Tech
Multiple AI Companies Ignore Robots.Txt Files, Scrape Web Content, Says Licensing Firm – Slashdot
Multiple AI companies are ignoring Robots.txt files meant to block the scraping of web content for generative AI systems, reports Reuters — citing a warning sent to publisher by content licensing startup TollBit.
TollBit, an early-stage startup, is positioning itself as a matchmaker between content-hungry AI companies and publishers open to striking licensing deals with them. The company tracks AI traffic to the publishers’ websites and uses analytics to help both sides settle on fees to be paid for the use of different types of content… It says it had 50 websites live as of May, though it has not named them. According to the TollBit letter, Perplexity is not the only offender that appears to be ignoring robots.txt. TollBit said its analytics indicate “numerous” AI agents are bypassing the protocol, a standard tool used by publishers to indicate which parts of its site can be crawled.
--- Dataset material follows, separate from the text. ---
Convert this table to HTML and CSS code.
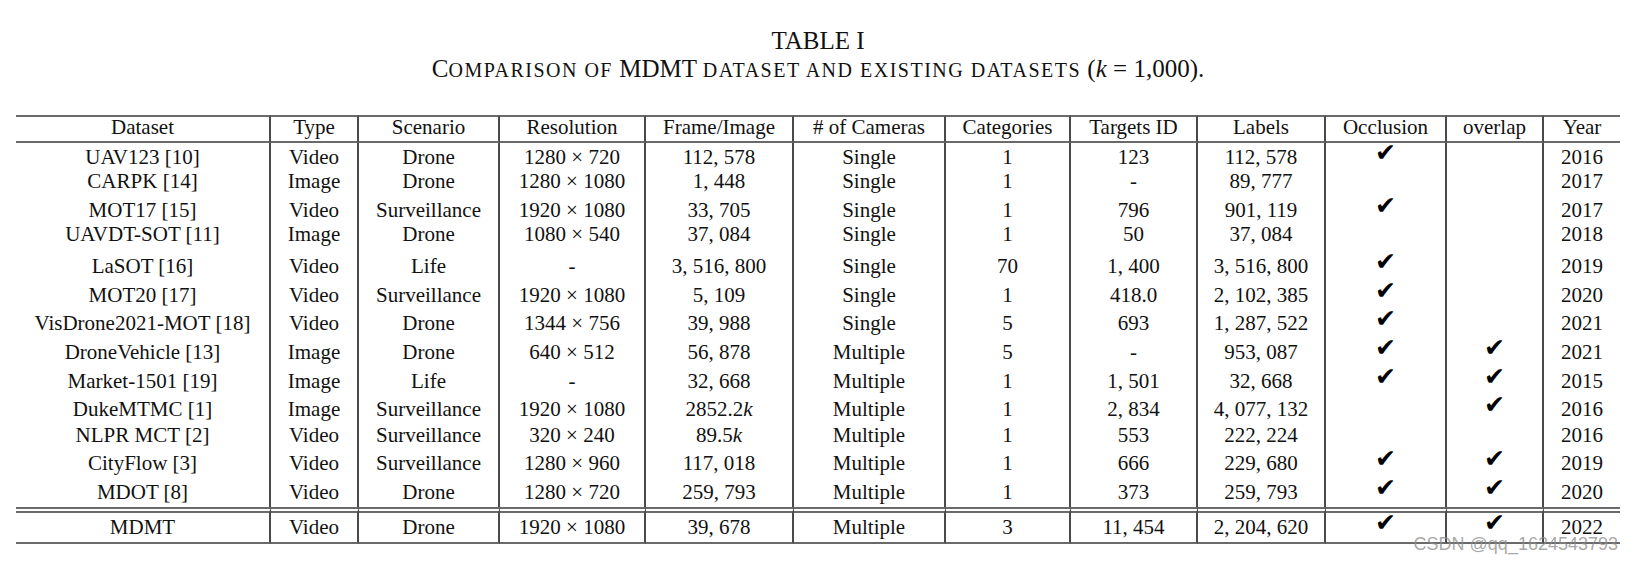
FILE: index.html
```html
<!DOCTYPE html>
<html lang="en">
<head>
<meta charset="utf-8">
<title>Table I</title>
<link rel="stylesheet" href="styles.css">
</head>
<body>
<div class="page">
  <div class="caption">
    <div class="cap-title">TABLE I</div>
    <div class="cap-sub">C<span class="sc">omparison of</span> MDMT <span class="sc">dataset and existing datasets</span> (<i class="mi">k</i> = 1,000).</div>
  </div>
  <table class="cmp">
    <colgroup>
      <col class="w-ds"><col class="w-type"><col class="w-scn"><col class="w-res"><col class="w-frm"><col class="w-cam">
      <col class="w-cat"><col class="w-tid"><col class="w-lab"><col class="w-occ"><col class="w-ovl"><col class="w-yr">
    </colgroup>
    <thead>
      <tr class="hd">
        <th>Dataset</th><th>Type</th><th>Scenario</th><th>Resolution</th><th>Frame/Image</th><th># of Cameras</th>
        <th>Categories</th><th>Targets ID</th><th>Labels</th><th>Occlusion</th><th>overlap</th><th>Year</th>
      </tr>
    </thead>
    <tbody>
      <tr class="r23"><td>UAV123 [10]</td><td>Video</td><td>Drone</td><td>1280 × 720</td><td>112, 578</td><td>Single</td><td>1</td><td>123</td><td>112, 578</td><td><span class="ck">✔</span></td><td></td><td>2016</td></tr>
      <tr class="r29"><td>CARPK [14]</td><td>Image</td><td>Drone</td><td>1280 × 1080</td><td>1, 448</td><td>Single</td><td>1</td><td>-</td><td>89, 777</td><td></td><td></td><td>2017</td></tr>
      <tr class="r24"><td>MOT17 [15]</td><td>Video</td><td>Surveillance</td><td>1920 × 1080</td><td>33, 705</td><td>Single</td><td>1</td><td>796</td><td>901, 119</td><td><span class="ck">✔</span></td><td></td><td>2017</td></tr>
      <tr class="r32"><td>UAVDT-SOT [11]</td><td>Image</td><td>Drone</td><td>1080 × 540</td><td>37, 084</td><td>Single</td><td>1</td><td>50</td><td>37, 084</td><td></td><td></td><td>2018</td></tr>
      <tr class="r29"><td>LaSOT [16]</td><td>Video</td><td>Life</td><td>-</td><td>3, 516, 800</td><td>Single</td><td>70</td><td>1, 400</td><td>3, 516, 800</td><td><span class="ck">✔</span></td><td></td><td>2019</td></tr>
      <tr class="r28"><td>MOT20 [17]</td><td>Video</td><td>Surveillance</td><td>1920 × 1080</td><td>5, 109</td><td>Single</td><td>1</td><td>418.0</td><td>2, 102, 385</td><td><span class="ck">✔</span></td><td></td><td>2020</td></tr>
      <tr class="r29"><td>VisDrone2021-MOT [18]</td><td>Video</td><td>Drone</td><td>1344 × 756</td><td>39, 988</td><td>Single</td><td>5</td><td>693</td><td>1, 287, 522</td><td><span class="ck">✔</span></td><td></td><td>2021</td></tr>
      <tr class="r29"><td>DroneVehicle [13]</td><td>Image</td><td>Drone</td><td>640 × 512</td><td>56, 878</td><td>Multiple</td><td>5</td><td>-</td><td>953, 087</td><td><span class="ck">✔</span></td><td><span class="ck">✔</span></td><td>2021</td></tr>
      <tr class="r28"><td>Market-1501 [19]</td><td>Image</td><td>Life</td><td>-</td><td>32, 668</td><td>Multiple</td><td>1</td><td>1, 501</td><td>32, 668</td><td><span class="ck">✔</span></td><td><span class="ck">✔</span></td><td>2015</td></tr>
      <tr class="r26"><td>DukeMTMC [1]</td><td>Image</td><td>Surveillance</td><td>1920 × 1080</td><td>2852.2<i class="mi">k</i></td><td>Multiple</td><td>1</td><td>2, 834</td><td>4, 077, 132</td><td></td><td><span class="ck">✔</span></td><td>2016</td></tr>
      <tr class="r28"><td>NLPR MCT [2]</td><td>Video</td><td>Surveillance</td><td>320 × 240</td><td>89.5<i class="mi">k</i></td><td>Multiple</td><td>1</td><td>553</td><td>222, 224</td><td></td><td></td><td>2016</td></tr>
      <tr class="r29"><td>CityFlow [3]</td><td>Video</td><td>Surveillance</td><td>1280 × 960</td><td>117, 018</td><td>Multiple</td><td>1</td><td>666</td><td>229, 680</td><td><span class="ck">✔</span></td><td><span class="ck">✔</span></td><td>2019</td></tr>
      <tr class="r29"><td>MDOT [8]</td><td>Video</td><td>Drone</td><td>1280 × 720</td><td>259, 793</td><td>Multiple</td><td>1</td><td>373</td><td>259, 793</td><td><span class="ck">✔</span></td><td><span class="ck">✔</span></td><td>2020</td></tr>
    </tbody>
    <tbody class="ours">
      <tr class="r37"><td>MDMT</td><td>Video</td><td>Drone</td><td>1920 × 1080</td><td>39, 678</td><td>Multiple</td><td>3</td><td>11, 454</td><td>2, 204, 620</td><td><span class="ck">✔</span></td><td><span class="ck">✔</span></td><td>2022</td></tr>
    </tbody>
  </table>
  <div class="watermark">CSDN @qq_1624543793</div>
</div>
</body>
</html>
```

FILE: styles.css
```css
html, body {
  margin: 0;
  padding: 0;
  background: #ffffff;
}

.page {
  position: relative;
  width: 1633px;
  height: 564px;
  overflow: hidden;
  font-family: "Liberation Serif", "Times New Roman", serif;
  color: #111111;
}

.caption {
  margin-left: 16px;
  width: 1604px;
  padding-top: 27px;
  text-align: center;
  font-size: 25px;
  line-height: 28px;
}

.cap-title,
.cap-sub {
  height: 28px;
}

.sc {
  text-transform: uppercase;
  font-size: 20px;
  line-height: 20px;
  letter-spacing: 1.5px;
}

.mi {
  font-style: italic;
}

.cmp {
  margin-top: 32px;
  margin-left: 16px;
  width: 1604px;
  table-layout: fixed;
  border-collapse: separate;
  border-spacing: 0;
  font-size: 21px;
}

.w-ds { width: 255px; }
.w-type { width: 88px; }
.w-scn { width: 141px; }
.w-res { width: 146px; }
.w-frm { width: 148px; }
.w-cam { width: 152px; }
.w-cat { width: 125px; }
.w-tid { width: 127px; }
.w-lab { width: 128px; }
.w-occ { width: 121px; }
.w-ovl { width: 97px; }
.w-yr { width: 76px; }

.cmp th,
.cmp td {
  padding: 5px 0 0 0;
  text-align: center;
  vertical-align: top;
  white-space: nowrap;
  line-height: 18px;
  font-weight: normal;
}

.cmp th:not(:last-child),
.cmp td:not(:last-child) {
  border-right: 2px solid #4a4a4a;
}

.cmp th {
  padding-top: 0;
  line-height: 20px;
  border-top: 2px solid #6a6a6a;
  border-bottom: 2px solid #6a6a6a;
}

.hd { height: 28px; }
.r23 { height: 23px; }
.r24 { height: 24px; }
.r26 { height: 26px; }
.r28 { height: 28px; }
.r29 { height: 29px; }
.r32 { height: 32px; }
.r37 { height: 37px; }

.ours td {
  border-top: 6px double #6a6a6a;
  border-bottom: 2px solid #6a6a6a;
}

.ck {
  display: inline-block;
  font-family: "DejaVu Sans", sans-serif;
  font-size: 25px;
  line-height: 18px;
  color: #000000;
  transform: translateY(-4px);
}

.watermark {
  position: absolute;
  right: 15px;
  top: 534px;
  font-family: "Liberation Sans", Arial, sans-serif;
  font-size: 18px;
  line-height: 20px;
  color: rgba(140, 140, 140, 0.75);
}
```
“What this means in practical terms is that AI agents from multiple sources (not just one company) are opting to bypass the robots.txt protocol to retrieve content from sites,” TollBit wrote. “The more publisher logs we ingest, the more this pattern emerges.”
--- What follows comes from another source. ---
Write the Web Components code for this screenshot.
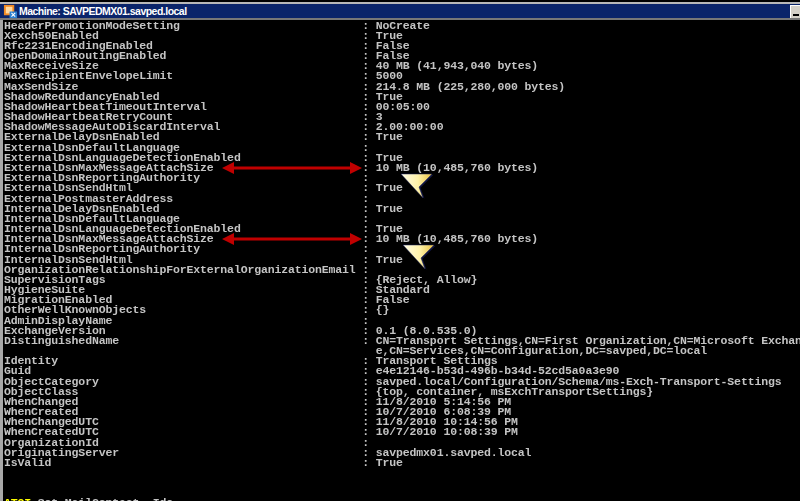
<!DOCTYPE html>
<html>
<head>
<meta charset="utf-8">
<title>Machine: SAVPEDMX01.savped.local</title>
<style>
html, body { margin:0; padding:0; background:#000; }
</style>
</head>
<body>
<console-window title-text="Machine: SAVPEDMX01.savped.local"></console-window>

<script>
/* the shell output, [name, value] */
var rows = [
	['HeaderPromotionModeSetting', 'NoCreate'],
	['Xexch50Enabled', 'True'],
	['Rfc2231EncodingEnabled', 'False'],
	['OpenDomainRoutingEnabled', 'False'],
	['MaxReceiveSize', '40 MB (41,943,040 bytes)'],
	['MaxRecipientEnvelopeLimit', '5000'],
	['MaxSendSize', '214.8 MB (225,280,000 bytes)'],
	['ShadowRedundancyEnabled', 'True'],
	['ShadowHeartbeatTimeoutInterval', '00:05:00'],
	['ShadowHeartbeatRetryCount', '3'],
	['ShadowMessageAutoDiscardInterval', '2.00:00:00'],
	['ExternalDelayDsnEnabled', 'True'],
	['ExternalDsnDefaultLanguage', ''],
	['ExternalDsnLanguageDetectionEnabled', 'True'],
	['ExternalDsnMaxMessageAttachSize', '10 MB (10,485,760 bytes)'],
	['ExternalDsnReportingAuthority', ''],
	['ExternalDsnSendHtml', 'True'],
	['ExternalPostmasterAddress', ''],
	['InternalDelayDsnEnabled', 'True'],
	['InternalDsnDefaultLanguage', ''],
	['InternalDsnLanguageDetectionEnabled', 'True'],
	['InternalDsnMaxMessageAttachSize', '10 MB (10,485,760 bytes)'],
	['InternalDsnReportingAuthority', ''],
	['InternalDsnSendHtml', 'True'],
	['OrganizationRelationshipForExternalOrganizationEmail', ''],
	['SupervisionTags', '{Reject, Allow}'],
	['HygieneSuite', 'Standard'],
	['MigrationEnabled', 'False'],
	['OtherWellKnownObjects', '{}'],
	['AdminDisplayName', ''],
	['ExchangeVersion', '0.1 (8.0.535.0)'],
	['DistinguishedName', 'CN=Transport Settings,CN=First Organization,CN=Microsoft Exchang'],
	['', 'e,CN=Services,CN=Configuration,DC=savped,DC=local'],
	['Identity', 'Transport Settings'],
	['Guid', 'e4e12146-b53d-496b-b34d-52cd5a0a3e90'],
	['ObjectCategory', 'savped.local/Configuration/Schema/ms-Exch-Transport-Settings'],
	['ObjectClass', '{top, container, msExchTransportSettings}'],
	['WhenChanged', '11/8/2010 5:14:56 PM'],
	['WhenCreated', '10/7/2010 6:08:39 PM'],
	['WhenChangedUTC', '11/8/2010 10:14:56 PM'],
	['WhenCreatedUTC', '10/7/2010 10:08:39 PM'],
	['OrganizationId', ''],
	['OriginatingServer', 'savpedmx01.savped.local'],
	['IsValid', 'True'],
];

class ConsoleRow extends HTMLElement {
	constructor() {
		super();
		this.attachShadow({mode:'open'});
	}
	connectedCallback() {
		let cont = !this.getAttribute('name');
		this.shadowRoot.innerHTML = `
		<style>
			:host { display:grid; grid-template-columns:calc(53 * 6.76px) calc(2 * 6.76px) 1fr; height:10.186px; white-space:pre; }
			span { line-height:10.186px; display:block; }
		</style>
		<span>${this.getAttribute('name') || ''}</span><span>${cont ? '' : ':'}</span><span>${this.getAttribute('value') || ''}</span>
		`;
	}
}
customElements.define('console-row', ConsoleRow);

class RedArrow extends HTMLElement {
	constructor() {
		super();
		let shadowRoot = this.attachShadow({mode:'open'});
		shadowRoot.innerHTML = `
		<style>
			:host { position:absolute; display:block; width:140px; height:14px; }
			svg { display:block; }
		</style>
		<svg viewBox="0 0 140 14" width="140" height="14"><path fill="#c00000" d="M0 7 12 1V5.5H128V1L140 7 128 13V8.5H12V13Z"/></svg>
		`;
	}
}
customElements.define('red-arrow', RedArrow);

class PointerMark extends HTMLElement {
	constructor() {
		super();
		let shadowRoot = this.attachShadow({mode:'open'});
		shadowRoot.innerHTML = `
		<style>
			:host { position:absolute; display:block; width:34px; height:28px; }
			svg { display:block; overflow:visible; }
		</style>
		<svg viewBox="0 0 34 28" width="34" height="28">
			<defs><linearGradient id="g" x1="0" y1="0" x2="1" y2="0">
				<stop offset="0" stop-color="#fffde8"/><stop offset=".55" stop-color="#fff2a8"/><stop offset="1" stop-color="#e8c040"/>
			</linearGradient></defs>
			<path fill="#141a4a" d="M1 1 32 1 19 14 23 25Z" transform="translate(1.5 .8)" opacity=".85"/>
			<path fill="url(#g)" stroke="#1a2060" stroke-width=".5" d="M1 1 32 1 19 14 23 25Z"/>
		</svg>
		`;
	}
}
customElements.define('pointer-mark', PointerMark);

class ConsoleWindow extends HTMLElement {
	constructor() {
		super();
		let shadowRoot = this.attachShadow({mode:'open'});
		shadowRoot.innerHTML = `
		<style>
			:host { display:flex; flex-direction:column; position:relative; width:800px; height:501px; overflow:hidden; background:#000; }
			.bar { flex:none; height:14px; margin-top:2px; border-top:2px solid #b8b8b8; border-bottom:2px solid #777; background:#0a246a; display:flex; align-items:center; gap:1px; padding-left:3px; color:#fff; font:bold 10.5px/14px "Liberation Sans", sans-serif; letter-spacing:-.52px; }
			.bar svg { flex:none; }
			.bar .t { flex:1 1 auto; }
			.min { flex:none; width:10px; height:13px; background:#d4d0c8; position:relative; border-top:1px solid #fff; border-left:1px solid #fff; box-sizing:border-box; }
			.min::after { content:''; position:absolute; left:2px; bottom:2px; width:6px; height:2px; background:#000; }
			.body { flex:1 1 auto; border-left:3px solid #a8a8a8; padding:.6px 0 0 1px; overflow:hidden; color:#c4c4c4; font:bold 11.5px "Liberation Mono", monospace; letter-spacing:-.14px; filter:blur(.25px); }
			.last { color:#ffff00; height:10px; line-height:10px; margin-top:30px; white-space:pre; }
			.last span { color:#c4c4c4; }
			red-arrow.a { left:222px; top:161px; }
			red-arrow.b { left:222px; top:232px; }
			pointer-mark.a { left:400px; top:173px; }
			pointer-mark.b { left:402px; top:244px; }
		</style>
		<div class="bar">
			<svg viewBox="0 0 16 16" width="15" height="15"><rect x="1" y="1" width="11" height="11" fill="#f08a24"/><rect x="3" y="3" width="7" height="7" fill="#ffd9a0"/><rect x="7" y="8" width="8" height="7" fill="#2a7fd0"/><path d="M9 9.5l4 4M13 9.5l-4 4" stroke="#fff" stroke-width="1.2"/></svg>
			<span class="t"></span>
			<span class="min"></span>
		</div>
		<div class="body"><slot></slot></div>
		<red-arrow class="a"></red-arrow>
		<red-arrow class="b"></red-arrow>
		<pointer-mark class="a"></pointer-mark>
		<pointer-mark class="b"></pointer-mark>
		`;
		shadowRoot.querySelector('.t').textContent = this.getAttribute('title-text');
		let body = shadowRoot.querySelector('.body');
		for (let r of rows) {
			let row = document.createElement('console-row');
			if (r[0]) row.setAttribute('name', r[0]);
			row.setAttribute('value', r[1]);
			body.appendChild(row);
		}
		let last = document.createElement('div');
		last.className = 'last';
		last.innerHTML = 'ATOI<span> Set-MailContact -Ide</span>';
		body.appendChild(last);
	}
}
customElements.define('console-window', ConsoleWindow);
</script>
</body>
</html>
The article includes this quote from the president of the News Media Alliance (a trade group representing over 2,200 U.S.-based publishers). “Without the ability to opt out of massive scraping, we cannot monetize our valuable content and pay journalists. This could seriously harm our industry.”
Reuters also notes another threat facing news sites:
Publishers have been raising the alarm about news summaries in particular since Google rolled out a product last year that uses AI to create summaries in response to some search queries. If publishers want to prevent their content from being used by Google’s AI to help generate those summaries, they must use the same tool that would also prevent them from appearing in Google search results, rendering them virtually invisible on the web.